INSTRUCTIONS TO FOLLOW:
Every line of the data must be copied exactly.

AVAILABLE DATA:

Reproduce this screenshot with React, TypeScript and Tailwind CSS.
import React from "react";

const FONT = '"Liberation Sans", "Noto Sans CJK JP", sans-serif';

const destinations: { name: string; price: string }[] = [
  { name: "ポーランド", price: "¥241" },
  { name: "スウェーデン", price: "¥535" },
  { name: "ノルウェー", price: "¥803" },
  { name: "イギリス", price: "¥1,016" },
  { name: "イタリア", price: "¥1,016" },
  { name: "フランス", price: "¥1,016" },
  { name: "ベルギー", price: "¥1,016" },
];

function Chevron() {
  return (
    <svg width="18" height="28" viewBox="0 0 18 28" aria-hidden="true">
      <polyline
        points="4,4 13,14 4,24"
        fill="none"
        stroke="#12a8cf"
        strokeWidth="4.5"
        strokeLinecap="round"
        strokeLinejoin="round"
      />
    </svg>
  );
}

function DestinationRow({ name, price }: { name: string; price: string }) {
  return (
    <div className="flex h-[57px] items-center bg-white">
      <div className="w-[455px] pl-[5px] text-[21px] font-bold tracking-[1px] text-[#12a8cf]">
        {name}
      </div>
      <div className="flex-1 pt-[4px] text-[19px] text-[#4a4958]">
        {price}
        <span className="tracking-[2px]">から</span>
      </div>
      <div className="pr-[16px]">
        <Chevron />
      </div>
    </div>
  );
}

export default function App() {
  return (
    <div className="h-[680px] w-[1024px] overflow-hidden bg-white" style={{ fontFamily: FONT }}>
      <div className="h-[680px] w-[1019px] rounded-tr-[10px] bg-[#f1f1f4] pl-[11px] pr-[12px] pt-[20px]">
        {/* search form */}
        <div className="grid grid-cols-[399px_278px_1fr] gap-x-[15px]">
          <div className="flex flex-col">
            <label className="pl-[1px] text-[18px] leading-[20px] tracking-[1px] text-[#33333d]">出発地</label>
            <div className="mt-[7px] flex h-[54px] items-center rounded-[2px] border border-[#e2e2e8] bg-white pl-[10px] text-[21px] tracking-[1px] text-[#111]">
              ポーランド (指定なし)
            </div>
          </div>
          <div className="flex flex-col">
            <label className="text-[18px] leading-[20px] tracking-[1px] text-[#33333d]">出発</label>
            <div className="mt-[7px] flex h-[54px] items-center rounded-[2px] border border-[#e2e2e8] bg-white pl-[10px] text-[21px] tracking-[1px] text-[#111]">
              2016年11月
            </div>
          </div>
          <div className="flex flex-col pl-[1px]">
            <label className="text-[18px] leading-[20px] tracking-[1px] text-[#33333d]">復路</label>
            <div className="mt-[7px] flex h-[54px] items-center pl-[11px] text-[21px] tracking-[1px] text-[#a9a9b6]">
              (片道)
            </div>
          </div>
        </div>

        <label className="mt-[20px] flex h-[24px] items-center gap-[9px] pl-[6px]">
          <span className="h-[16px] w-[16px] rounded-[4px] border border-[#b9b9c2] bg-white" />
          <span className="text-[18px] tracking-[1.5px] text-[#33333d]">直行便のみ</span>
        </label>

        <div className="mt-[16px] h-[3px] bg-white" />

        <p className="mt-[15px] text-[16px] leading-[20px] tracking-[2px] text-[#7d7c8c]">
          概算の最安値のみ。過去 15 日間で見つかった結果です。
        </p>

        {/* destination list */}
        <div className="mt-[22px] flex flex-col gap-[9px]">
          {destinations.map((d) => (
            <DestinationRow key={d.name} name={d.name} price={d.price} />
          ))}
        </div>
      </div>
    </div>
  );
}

EXPECTED ANSWER:
Reproduce this screenshot with React, TypeScript and Tailwind CSS.
import React from "react";

const FONT = '"Liberation Sans", "Noto Sans CJK JP", sans-serif';

const destinations: { name: string; price: string }[] = [
  { name: "ポーランド", price: "¥241" },
  { name: "スウェーデン", price: "¥535" },
  { name: "ノルウェー", price: "¥803" },
  { name: "イギリス", price: "¥1,016" },
  { name: "イタリア", price: "¥1,016" },
  { name: "フランス", price: "¥1,016" },
  { name: "ベルギー", price: "¥1,016" },
];

function Chevron() {
  return (
    <svg width="18" height="28" viewBox="0 0 18 28" aria-hidden="true">
      <polyline
        points="4,4 13,14 4,24"
        fill="none"
        stroke="#12a8cf"
        strokeWidth="4.5"
        strokeLinecap="round"
        strokeLinejoin="round"
      />
    </svg>
  );
}

function DestinationRow({ name, price }: { name: string; price: string }) {
  return (
    <div className="flex h-[57px] items-center bg-white">
      <div className="w-[455px] pl-[5px] text-[21px] font-bold tracking-[1px] text-[#12a8cf]">
        {name}
      </div>
      <div className="flex-1 pt-[4px] text-[19px] text-[#4a4958]">
        {price}
        <span className="tracking-[2px]">から</span>
      </div>
      <div className="pr-[16px]">
        <Chevron />
      </div>
    </div>
  );
}

export default function App() {
  return (
    <div className="h-[680px] w-[1024px] overflow-hidden bg-white" style={{ fontFamily: FONT }}>
      <div className="h-[680px] w-[1019px] rounded-tr-[10px] bg-[#f1f1f4] pl-[11px] pr-[12px] pt-[20px]">
        {/* search form */}
        <div className="grid grid-cols-[399px_278px_1fr] gap-x-[15px]">
          <div className="flex flex-col">
            <label className="pl-[1px] text-[18px] leading-[20px] tracking-[1px] text-[#33333d]">出発地</label>
            <div className="mt-[7px] flex h-[54px] items-center rounded-[2px] border border-[#e2e2e8] bg-white pl-[10px] text-[21px] tracking-[1px] text-[#111]">
              ポーランド (指定なし)
            </div>
          </div>
          <div className="flex flex-col">
            <label className="text-[18px] leading-[20px] tracking-[1px] text-[#33333d]">出発</label>
            <div className="mt-[7px] flex h-[54px] items-center rounded-[2px] border border-[#e2e2e8] bg-white pl-[10px] text-[21px] tracking-[1px] text-[#111]">
              2016年11月
            </div>
          </div>
          <div className="flex flex-col pl-[1px]">
            <label className="text-[18px] leading-[20px] tracking-[1px] text-[#33333d]">復路</label>
            <div className="mt-[7px] flex h-[54px] items-center pl-[11px] text-[21px] tracking-[1px] text-[#a9a9b6]">
              (片道)
            </div>
          </div>
        </div>

        <label className="mt-[20px] flex h-[24px] items-center gap-[9px] pl-[6px]">
          <span className="h-[16px] w-[16px] rounded-[4px] border border-[#b9b9c2] bg-white" />
          <span className="text-[18px] tracking-[1.5px] text-[#33333d]">直行便のみ</span>
        </label>

        <div className="mt-[16px] h-[3px] bg-white" />

        <p className="mt-[15px] text-[16px] leading-[20px] tracking-[2px] text-[#7d7c8c]">
          概算の最安値のみ。過去 15 日間で見つかった結果です。
        </p>

        {/* destination list */}
        <div className="mt-[22px] flex flex-col gap-[9px]">
          {destinations.map((d) => (
            <DestinationRow key={d.name} name={d.name} price={d.price} />
          ))}
        </div>
      </div>
    </div>
  );
}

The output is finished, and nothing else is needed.